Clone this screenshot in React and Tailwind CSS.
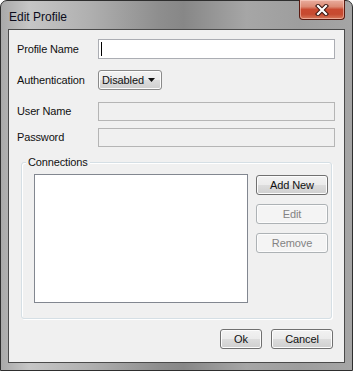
import React from "react";

const Button = ({ children, disabled, className = "" }) => (
  <button
    disabled={disabled}
    className={
      "h-[20px] rounded-[3px] border text-[11px] tracking-[-0.1px] leading-none shadow-[inset_0_0_0_1px_#fcfcfc] " +
      (disabled
        ? "border-[#adb2b5] bg-[#f4f4f4] text-[#838383] "
        : "border-[#707070] bg-[linear-gradient(to_bottom,#f2f2f2_0%,#ebebeb_50%,#dddddd_50%,#cfcfcf_100%)] text-[#111] ") +
      className
    }
  >
    {children}
  </button>
);

const Field = ({ label, disabled, cursor, className = "" }) => (
  <div className={"flex items-center " + className}>
    <span className="w-[81px] text-[11px] tracking-[-0.15px] text-[#111]">{label}</span>
    <div
      className={
        "flex-1 border " +
        (disabled
          ? "h-[19px] border-[#b5b5b5] bg-[#f0f0f0]"
          : "h-[20px] border-[#abadb3] bg-white flex items-center pl-[2px]")
      }
    >
      {cursor && <div className="w-[1px] h-[14px] bg-black" />}
    </div>
  </div>
);

export default function App() {
  return (
    <div className="font-['Liberation_Sans',sans-serif] w-[353px] h-[371px] relative flex flex-col rounded-t-[7px] border border-[#2e2e2e] px-[7px] pb-[7px] bg-[linear-gradient(to_right,#a9a9a9_0%,#c6c6c6_8%,#b0b0b0_25%,#8e8e8e_45%,#878787_52%,#a6a6a6_70%,#9e9e9e_85%,#a5a5a5_100%)]">
      {/* title bar */}
      <div className="h-[28px] flex justify-between items-start">
        <span className="mt-[7px] pl-[1px] text-[12px] text-[#0c0c1c]">Edit Profile</span>
        <div className="-mt-[1px] w-[46px] h-[20px] rounded-b-[4px] border border-[#5a1a10] border-t-0 flex items-center justify-center bg-[linear-gradient(to_bottom,#e9ad9e_0%,#dc8a74_35%,#c94a31_50%,#c64a30_75%,#d6795c_100%)] shadow-[inset_0_0_0_1px_rgba(255,220,210,0.5)]">
          <svg width="14" height="12" viewBox="0 0 14 12">
            <path d="M3 2 L11 10 M11 2 L3 10" stroke="#3a1510" strokeWidth="4.2" strokeLinecap="square" />
            <path d="M3 2 L11 10 M11 2 L3 10" stroke="#fff" strokeWidth="2.2" strokeLinecap="square" />
          </svg>
        </div>
      </div>

      {/* client area */}
      <div className="flex-1 flex flex-col border border-[#4a4a4a] bg-[#f0f0f0] pl-[8px] pr-[9px] pt-[9px]">
        <Field label="Profile Name" cursor />

        <div className="flex items-center mt-[11px]">
          <span className="w-[81px] text-[11px] tracking-[-0.15px] text-[#111]">Authentication</span>
          <div className="w-[64px] h-[20px] flex items-center justify-between pl-[3px] pr-[6px] rounded-[3px] border border-[#8a8a8a] shadow-[inset_0_0_0_1px_#fcfcfc] bg-[linear-gradient(to_bottom,#f2f2f2_0%,#ebebeb_50%,#dddddd_50%,#cfcfcf_100%)]">
            <span className="text-[11px] tracking-[-0.1px] text-[#111]">Disabled</span>
            <svg width="7" height="4" viewBox="0 0 7 4">
              <path d="M0 0 H7 L3.5 4 Z" fill="#111" />
            </svg>
          </div>
        </div>

        <Field label="User Name" disabled className="mt-[12px]" />
        <Field label="Password" disabled className="mt-[7px]" />

        {/* Connections group */}
        <div className="relative mt-[15px] ml-[4px] mr-[3px] h-[157px] rounded-[3px] border border-[#d5dfe5] shadow-[inset_1px_1px_0_#fff,1px_1px_0_#fff] flex gap-[8px] pl-[12px] pt-[11px]">
          <span className="absolute -top-[8px] left-[4px] px-[2px] bg-[#f0f0f0] text-[11px] tracking-[-0.15px] text-[#111] leading-[15px]">
            Connections
          </span>
          <div className="w-[214px] h-[129px] border border-[#828790] bg-white" />
          <div className="w-[72px] flex flex-col gap-[9px] pt-[1px]">
            <Button>Add New</Button>
            <Button disabled>Edit</Button>
            <Button disabled>Remove</Button>
          </div>
        </div>

        <div className="mt-[10px] mr-[2px] flex justify-end gap-[9px]">
          <Button className="w-[42px]">Ok</Button>
          <Button className="w-[62px]">Cancel</Button>
        </div>
      </div>
    </div>
  );
}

# Problem to solve
Retype each line of the listing above word for word. Exclude the pictures.

# Output for this task
Clone this screenshot in React and Tailwind CSS.
import React from "react";

const Button = ({ children, disabled, className = "" }) => (
  <button
    disabled={disabled}
    className={
      "h-[20px] rounded-[3px] border text-[11px] tracking-[-0.1px] leading-none shadow-[inset_0_0_0_1px_#fcfcfc] " +
      (disabled
        ? "border-[#adb2b5] bg-[#f4f4f4] text-[#838383] "
        : "border-[#707070] bg-[linear-gradient(to_bottom,#f2f2f2_0%,#ebebeb_50%,#dddddd_50%,#cfcfcf_100%)] text-[#111] ") +
      className
    }
  >
    {children}
  </button>
);

const Field = ({ label, disabled, cursor, className = "" }) => (
  <div className={"flex items-center " + className}>
    <span className="w-[81px] text-[11px] tracking-[-0.15px] text-[#111]">{label}</span>
    <div
      className={
        "flex-1 border " +
        (disabled
          ? "h-[19px] border-[#b5b5b5] bg-[#f0f0f0]"
          : "h-[20px] border-[#abadb3] bg-white flex items-center pl-[2px]")
      }
    >
      {cursor && <div className="w-[1px] h-[14px] bg-black" />}
    </div>
  </div>
);

export default function App() {
  return (
    <div className="font-['Liberation_Sans',sans-serif] w-[353px] h-[371px] relative flex flex-col rounded-t-[7px] border border-[#2e2e2e] px-[7px] pb-[7px] bg-[linear-gradient(to_right,#a9a9a9_0%,#c6c6c6_8%,#b0b0b0_25%,#8e8e8e_45%,#878787_52%,#a6a6a6_70%,#9e9e9e_85%,#a5a5a5_100%)]">
      {/* title bar */}
      <div className="h-[28px] flex justify-between items-start">
        <span className="mt-[7px] pl-[1px] text-[12px] text-[#0c0c1c]">Edit Profile</span>
        <div className="-mt-[1px] w-[46px] h-[20px] rounded-b-[4px] border border-[#5a1a10] border-t-0 flex items-center justify-center bg-[linear-gradient(to_bottom,#e9ad9e_0%,#dc8a74_35%,#c94a31_50%,#c64a30_75%,#d6795c_100%)] shadow-[inset_0_0_0_1px_rgba(255,220,210,0.5)]">
          <svg width="14" height="12" viewBox="0 0 14 12">
            <path d="M3 2 L11 10 M11 2 L3 10" stroke="#3a1510" strokeWidth="4.2" strokeLinecap="square" />
            <path d="M3 2 L11 10 M11 2 L3 10" stroke="#fff" strokeWidth="2.2" strokeLinecap="square" />
          </svg>
        </div>
      </div>

      {/* client area */}
      <div className="flex-1 flex flex-col border border-[#4a4a4a] bg-[#f0f0f0] pl-[8px] pr-[9px] pt-[9px]">
        <Field label="Profile Name" cursor />

        <div className="flex items-center mt-[11px]">
          <span className="w-[81px] text-[11px] tracking-[-0.15px] text-[#111]">Authentication</span>
          <div className="w-[64px] h-[20px] flex items-center justify-between pl-[3px] pr-[6px] rounded-[3px] border border-[#8a8a8a] shadow-[inset_0_0_0_1px_#fcfcfc] bg-[linear-gradient(to_bottom,#f2f2f2_0%,#ebebeb_50%,#dddddd_50%,#cfcfcf_100%)]">
            <span className="text-[11px] tracking-[-0.1px] text-[#111]">Disabled</span>
            <svg width="7" height="4" viewBox="0 0 7 4">
              <path d="M0 0 H7 L3.5 4 Z" fill="#111" />
            </svg>
          </div>
        </div>

        <Field label="User Name" disabled className="mt-[12px]" />
        <Field label="Password" disabled className="mt-[7px]" />

        {/* Connections group */}
        <div className="relative mt-[15px] ml-[4px] mr-[3px] h-[157px] rounded-[3px] border border-[#d5dfe5] shadow-[inset_1px_1px_0_#fff,1px_1px_0_#fff] flex gap-[8px] pl-[12px] pt-[11px]">
          <span className="absolute -top-[8px] left-[4px] px-[2px] bg-[#f0f0f0] text-[11px] tracking-[-0.15px] text-[#111] leading-[15px]">
            Connections
          </span>
          <div className="w-[214px] h-[129px] border border-[#828790] bg-white" />
          <div className="w-[72px] flex flex-col gap-[9px] pt-[1px]">
            <Button>Add New</Button>
            <Button disabled>Edit</Button>
            <Button disabled>Remove</Button>
          </div>
        </div>

        <div className="mt-[10px] mr-[2px] flex justify-end gap-[9px]">
          <Button className="w-[42px]">Ok</Button>
          <Button className="w-[62px]">Cancel</Button>
        </div>
      </div>
    </div>
  );
}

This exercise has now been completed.